The COVID-19 pandemic has elevated the visibility of statistics. Not only has it exposed the enormous data gaps especially within the National Statistical Systems of SIDS, but it also provides a unique opportunity for us to further advocate the importance of statistics in combatting this pandemic. Herein lies an opportunity for us to advance the CARICOM RSDS. Through its implementation and financing, the region’s statistical systems will thrive even during periods of crisis.

We call on our international development partners and the private sector to support the implementation of the overarching CARICOM RSDS and the corresponding national strategies in SIDS, to optimise statistical outcomes. In this regard, international support for the Resource Mobilisation Strategy, one of the accompanying frameworks of the RSDS, agreed to by Heads of Government, will help secure better development outcomes in CARICOM SIDS, including reporting on the Sustainable Development Goals.

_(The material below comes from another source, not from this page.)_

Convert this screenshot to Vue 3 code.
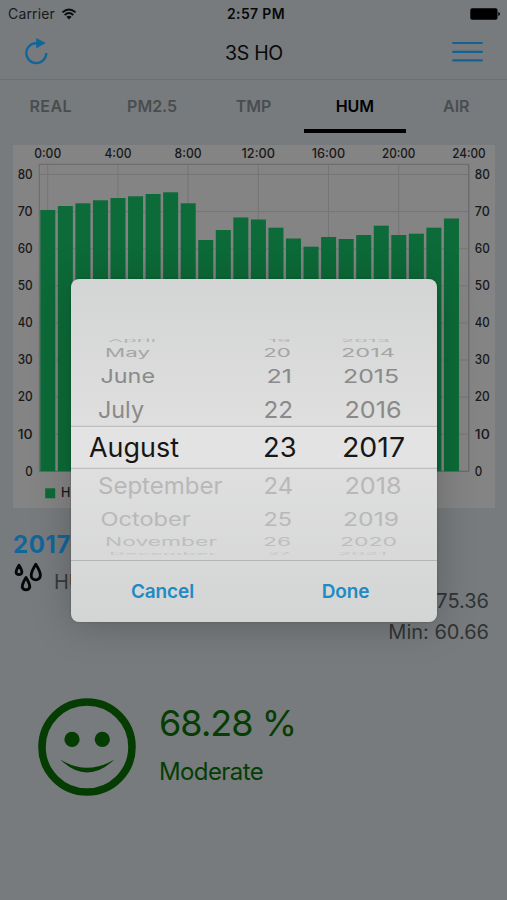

Here in Grenada, despite the challenges brought on by the national lockdown and the accompanying work from home policies, the Central Statistical Office used remote platforms to conduct most of its activities, pursue initiatives and utilise the wealth of opportunities for training and development. Not surprisingly therefore, this has been one of the busiest years for statistics in Grenada.

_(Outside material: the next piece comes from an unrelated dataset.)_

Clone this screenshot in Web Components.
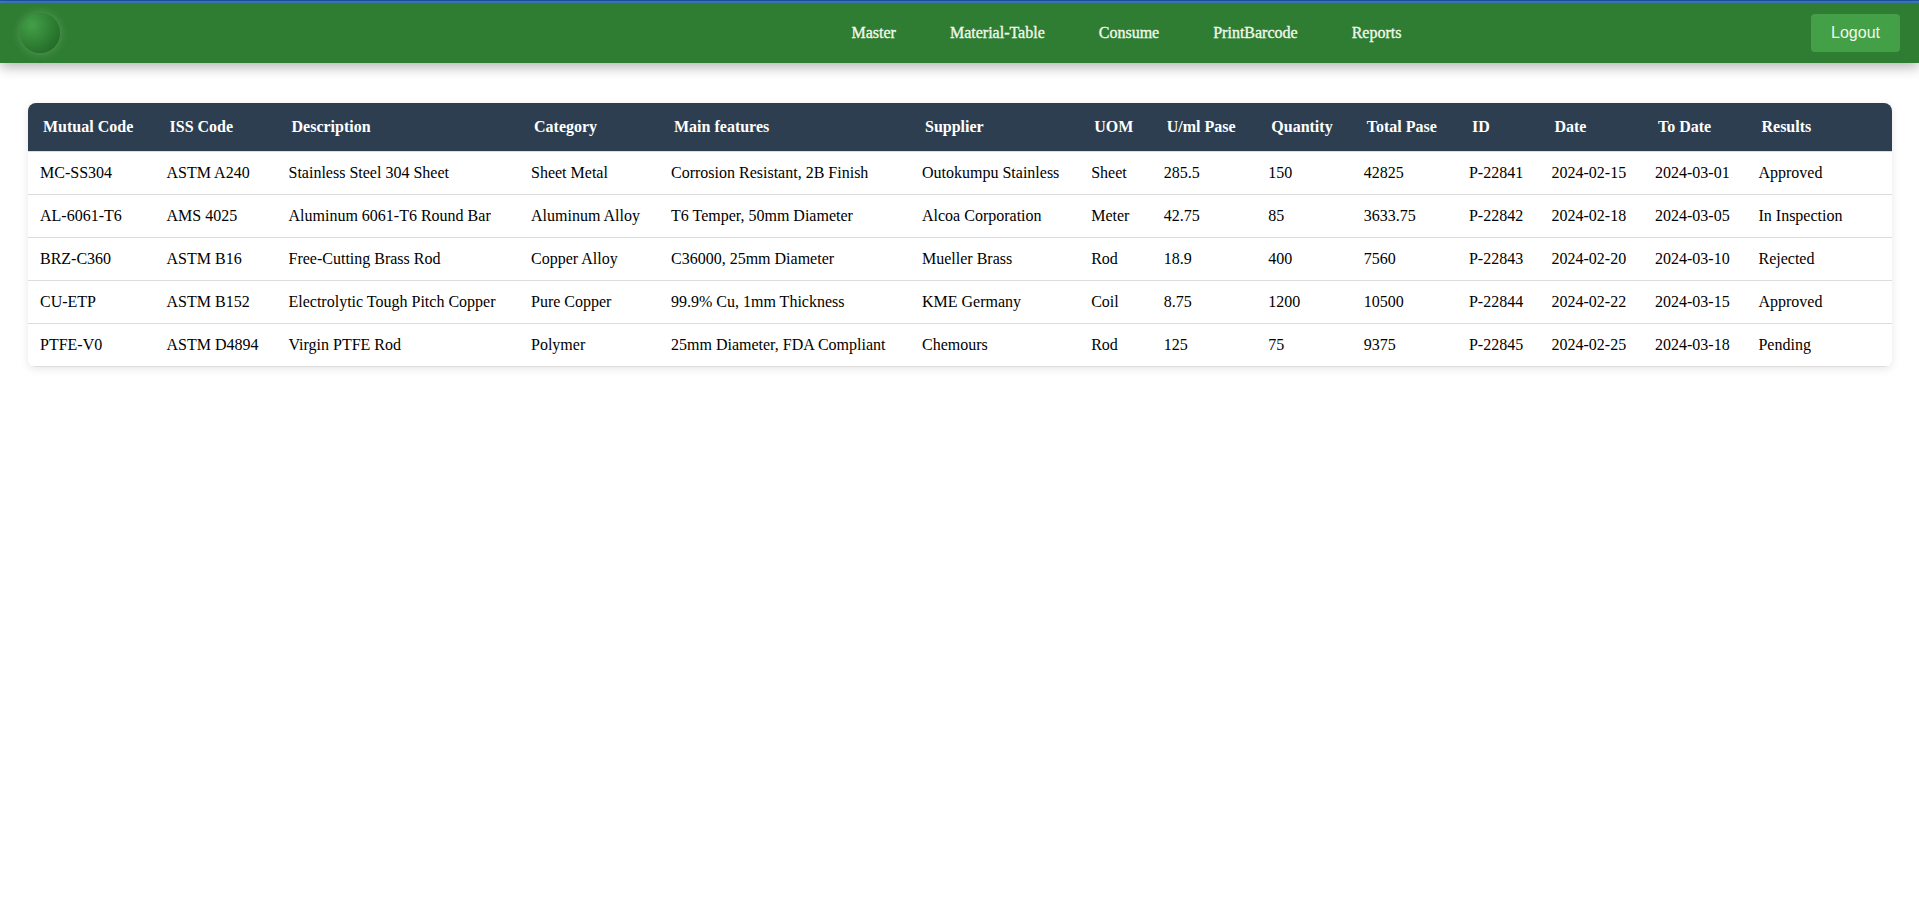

My government’s unwavering commitment to implement a system of continuous labour force surveys resulted in the transition to Computer Assisted Personal Interviewing to collect data for the 2nd Quarter Labour Force Survey via telephone interviews.

I must underscore here, the Population and Housing Census since it is the most important source of scientific data about the people and on the housing stock of any country. In fact, for many SIDS, it is the only source of reliable data that covers essential characteristics about the population and it also informs the SDG indicators. The census also provides a robust source of statistics for the work of the national statistical systems, being used as benchmarks, for household survey programmes and when coupled with Geographic Information Systems, it provides a rich source of geospatial information for solving development challenges and crises brought on by natural disasters.

CARICOM countries scheduled to undertake their census in 2020 were forced to reschedule due in part to the pandemic and the budgetary constraints that have arisen because of additional pandemic related expenditure.  I appeal here to the international community, to support the census in these vulnerable countries.  

At this juncture, I urge us all to seize the opportunities that lie within the challenges, reshape our thinking and become more creative and innovative. Statistics is often recognised as the voice of the people, but we cannot continue to effectively plan for our people if we have not assessed their abilities and vulnerabilities.

In conclusion, I must emphasise that during any crisis, citizens, governments and businesses need evidence quickly to make critical decisions that can effectively manage the pandemic, save lives and restore livelihoods. Hence innovation, resilience and international development cooperation are crucial more than ever, in ensuring that official statistics not only continue to thrive, but that they are relevant in addressing the information needs during this period.

I thank you and I wish you a constructive discourse on this important topic.